W minioną sobotę przyjęto końcowy dokument konferencji klimatycznej COP 21 w Paryżu, której celem było określenie globalnej strategii redukcji emisji gazów cieplarnianych po roku 2020. Wszystkie 195 państw-stron uczestniczących w szczycie podpisało się pod porozumieniem, a 188 z nich podpisało także indywidualne zobowiązania dotyczące ochrony klimatu. Polska na ich tle jest krajem ogromnego sukcesu. Jako jedno z niewielu państw, które ratyfikowały obecnie obowiązujący Protokół z Kioto ograniczyła w latach 1988-2005 emisję dwutlenku węgla o ponad 30%. Pięciokrotnie wykroczyła tym samym ponad nałożone na nią zobowiązania, równocześnie osiągając znaczny wzrost gospodarczy. Podpisując się pod dokumentem wszystkie państwa-strony jednogłośnie wyraziły swoje poparcie dla docenienia roli lasów w redukcji dwutlenku węgla. Choć w kwestii paryskiego porozumienia wiele zależeć będzie od interpretacji poszczególnych punktów zawiłego tekstu, wszystko wskazuje na to, że zdrowy rozsądek wygrał z ideologią.

Końcowy dokument wejdzie w życie po jego ratyfikacji przez 55 państw odpowiadających za 55% światowych emisji. Uroczysta ceremonia z tej okazji planowana jest wstępnie na 22 kwietnia 2016 r. - Dzień Matki Ziemi. Jednak niezależnie od tego, dziś dla Polski wiążące są również zobowiązania, jakie Unia Europejska przyjęła w październiku 2014 r. na szczycie klimatycznym. Jednym z moich głównych zadań w Parlamencie Europejskim jest próba określenia kierunku, w jakim powinna podążać polska energetyka, aby skutecznie zmierzyć się z dwoma wyzwaniami.

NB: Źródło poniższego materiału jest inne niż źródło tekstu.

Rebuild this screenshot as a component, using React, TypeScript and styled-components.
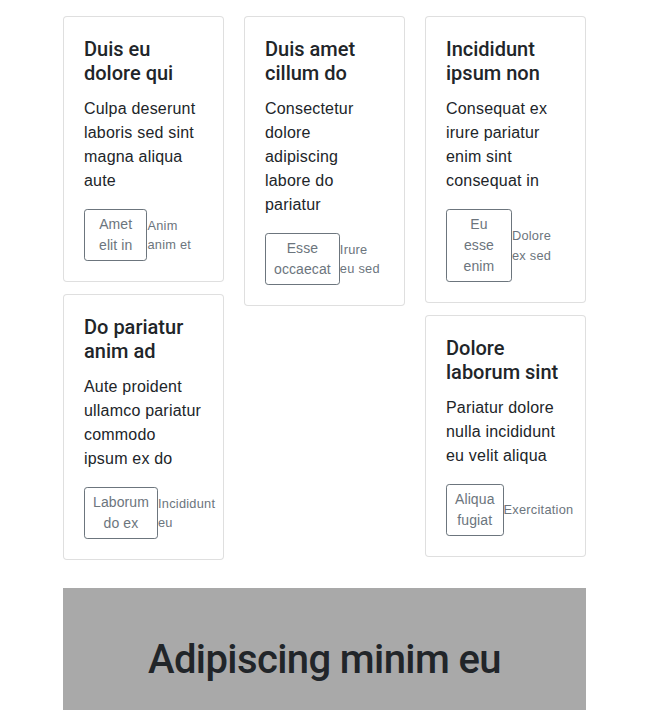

Pierwszym z nich jest zagwarantowanie bezpieczeństwa energetycznego państwa i zachowanie podstaw rozwoju polskiego przemysłu. Drugie stanowią wymagania europejskiej polityki klimatycznej.

Doświadczenia płynące ze światowych rynków energii nie pozostawiają złudzeń - radykalne zastąpienie konwencjonalnych źródeł energii przez energetykę odnawialną nieuchronnie prowadzi do wzrostu cen prądu. Sztandarowym przykładem jest tu energetyka Niemiec, gdzie dla zabezpieczenia rozwoju gospodarczego państwa konieczne było przyznanie przemysłowym odbiorcom energii specjalnych rabatów oraz obciążenie kosztami tej transformacji rachunków zwykłych obywateli. Interes Polski i Polaków wymaga przyjęcia strategii mniej idealistycznej, a bardziej racjonalnej - opartej o krajowe złoża węgla.

Działania na rzecz środowiska w krajowej energetyce można podzielić je na trzy kategorie. Pierwsza to technologie poprawiające efektywność wykorzystania paliw kopalnych, przede wszystkim węgla, który ze względu na dostępność jego pokładów stanowi najbardziej optymalne dla Polski rozwiązanie. Jedną z pionierskich metod wdrażanych w polskiej energetyce jest podziemnie zgazowanie węgla, pozwalające pozyskać energię bezpośrednio w miejscu zalegania surowca. Przykładem projektu tego rodzaju jest kopalnia „Wieczorek” w Katowicach, gdzie w ubiegłym roku zamieniono w gaz procesowy 200 ton węgla, osiągając znaczną redukcję emisji przy jednoczesnym zachowaniu istniejących miejsc pracy. Drugą grupę działań stanowi rozwój odnawialnych źródeł energii przeprowadzany w sposób wyważony: nie masowo, lecz z uwzględnieniem lokalnych potrzeb i możliwości. Należą do nich energia geotermalna, biogazownie oraz wytwarzanie energii na własne potrzeby przez obywateli. Wreszcie, trzecia kategoria to ograniczenie zapotrzebowania na energię poprzez programy efektywności energetycznej. Szczególny potencjał zmiany ma w tym względzie polski sektor budowlany. Orientując naszą energetykę w kierunku tych rozwiązań, Polska będzie mogła podążyć własną, racjonalną drogą ku ekologicznej rewolucji.

Jadwiga Wiśniewska

Europoseł Prawa i Sprawiedliwości, w Parlamencie Europejskim zasiada w Komisji ENVI ds. Ochrony Środowiska, Zdrowia Publicznego i Bezpieczeństwa Żywności.